O convite para produzir o audiocatálogo da mostra A Metade do Dobro veio do Tomie Ohtake. Em vez de apenas ler o conteúdo do catálogo, elas propuseram uma imersão poética na obra de Carlito por meio da escuta.

“É o entrelaçamento entre o que o entrevistado vê e o que ele percebe ao descrever a obra”, define Maria ao NeoFeed. “As falas são soltas e profundas, sem qualquer pretensão hermética. São áudios densos e, ao mesmo tempo, muito verdadeiros e acessíveis ao público."

O projeto envolveu mais de cinquenta horas de entrevistas com 23 convidados, entre eles os artistas Arnaldo Antunes, Iole de Freitas, Nuno Ramos, e os curadores Ivo Mesquita, Luísa Duarte e Lorenzo Mammì. “Foi muito especial, para mim, ficar mergulhada na obra do meu pai e ouvir essas pessoas que eram com quem ele conversava”, comenta Maria.

Audiodescrição poética

Em cada capítulo, segue-se a mesma estrutura: uma descrição técnica da obra por Daniela Thomas, duas audiodescrições poéticas feitas por entrevistados diferentes e depoimentos sobre carreira e obra de Carlito.

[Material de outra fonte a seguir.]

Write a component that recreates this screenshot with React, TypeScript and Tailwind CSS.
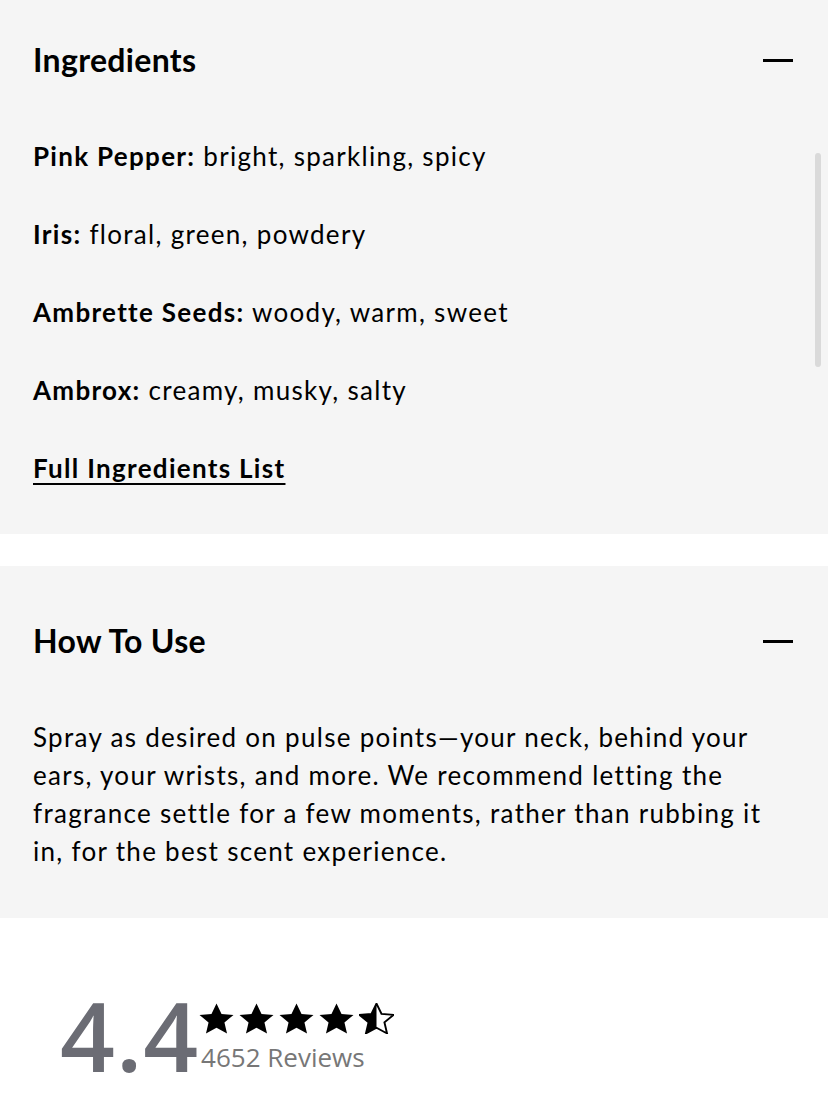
import React from "react";

const ingredients = [
  { name: "Pink Pepper:", notes: "bright, sparkling, spicy" },
  { name: "Iris:", notes: "floral, green, powdery" },
  { name: "Ambrette Seeds:", notes: "woody, warm, sweet" },
  { name: "Ambrox:", notes: "creamy, musky, salty" },
];

function Minus() {
  return <span className="block h-[3px] w-[30px] bg-black" />;
}

function Star({ half = false, id }: { half?: boolean; id: string }) {
  const d =
    "M12 1.6l3.1 6.9 7.4.7-5.6 5 1.6 7.4L12 17.8l-6.5 3.8 1.6-7.4-5.6-5 7.4-.7z";
  return (
    <svg viewBox="1.2 1.2 21.6 20.8" preserveAspectRatio="none" className="h-[31px] w-[35px]">
      {half ? (
        <>
          <defs>
            <clipPath id={id}>
              <rect x="0" y="0" width="12" height="24" />
            </clipPath>
          </defs>
          <path d={d} fill="none" stroke="#000" strokeWidth="1.2" />
          <path d={d} fill="#000" clipPath={`url(#${id})`} />
        </>
      ) : (
        <path d={d} fill="#000" />
      )}
    </svg>
  );
}

export default function App() {
  return (
    <div className="min-h-[1104px] bg-white text-black font-['Lato','Noto_Sans',sans-serif]">
      {/* Ingredients */}
      <section className="relative bg-[#f5f5f5] pl-[33px] pr-[35px] pt-[40px] pb-[47px]">
        <div className="flex h-[40px] items-center justify-between">
          <h2 className="text-[32px] font-bold leading-[40px] tracking-[0.01em]">Ingredients</h2>
          <Minus />
        </div>
        <div className="mt-[57px] flex flex-col items-start gap-[40px] text-[26px] leading-[38px] tracking-[0.05em]">
          {ingredients.map((item) => (
            <p key={item.name}>
              <span className="font-bold">{item.name}</span> {item.notes}
            </p>
          ))}
          <a href="#" className="font-bold underline underline-offset-[5px] decoration-2">
            Full Ingredients List
          </a>
        </div>
        <div className="absolute right-[7px] top-[153px] h-[214px] w-[6px] rounded-full bg-[#dadada]" />
      </section>

      <div className="h-[32px]" />

      {/* How To Use */}
      <section className="bg-[#f5f5f5] pl-[33px] pr-[35px] pt-[55px] pb-[48px]">
        <div className="flex h-[40px] items-center justify-between">
          <h2 className="text-[32px] font-bold leading-[40px] tracking-[0.01em]">How To Use</h2>
          <Minus />
        </div>
        <p className="mt-[57px] text-[26px] leading-[38px] tracking-[0.05em]">
          Spray as desired on pulse points—your neck, behind your ears, your wrists, and more. We
          recommend letting the fragrance settle for a few moments, rather than rubbing it in, for
          the best scent experience.
        </p>
      </section>

      {/* Rating */}
      <section className="flex items-start pl-[60px] pt-[69px] font-['Open_Sans',sans-serif]">
        <span className="text-[96px] font-semibold leading-none tracking-[1px] text-[#6b6c74]">
          4.4
        </span>
        <div className="mt-[16px] flex flex-col">
          <div className="flex gap-[5px]">
            <Star id="s1" />
            <Star id="s2" />
            <Star id="s3" />
            <Star id="s4" />
            <Star id="s5" half />
          </div>
          <span className="mt-[6px] ml-[2px] text-[26px] leading-[34px] text-[#777]">
            4652 Reviews
          </span>
        </div>
      </section>
    </div>
  );
}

“A audiodescrição poética permite uma relação mais sensível com a obra. Acho importante tratar a acessibilidade também em termos estéticos”, defende Maria. “Assim como as pessoas que enxergam têm direito a ambas as abordagens, nós também precisamos do lado técnico e do lado poético, para realmente nos conectarmos com o trabalho.”

Cada convidado oferece ao ouvinte uma perspectiva pessoal, enriquecida pela convivência com o artista.

O pintor Rodrigo Andrade, por exemplo, que dividiu o ateliê com Carlito, compartilha informações sobre as escolhas dos materiais para as produções das obras em suas descrições.

Esses detalhes proporcionaram a Maria uma experiência mais intensa nas exposições do pai.

“Todos os entrevistados me emprestaram um pouco do olhar deles. Isso me interessa muito mais do que tentar alcançar um ponto neutro na discussão da obra”, afirma.

Para Maria, o principal ingrediente deste projeto é o amor. Como ela diz: “Este sentimento sustenta todo o movimento que está acontecendo. Queremos que a obra de Carlito chegue a todos os lugares”.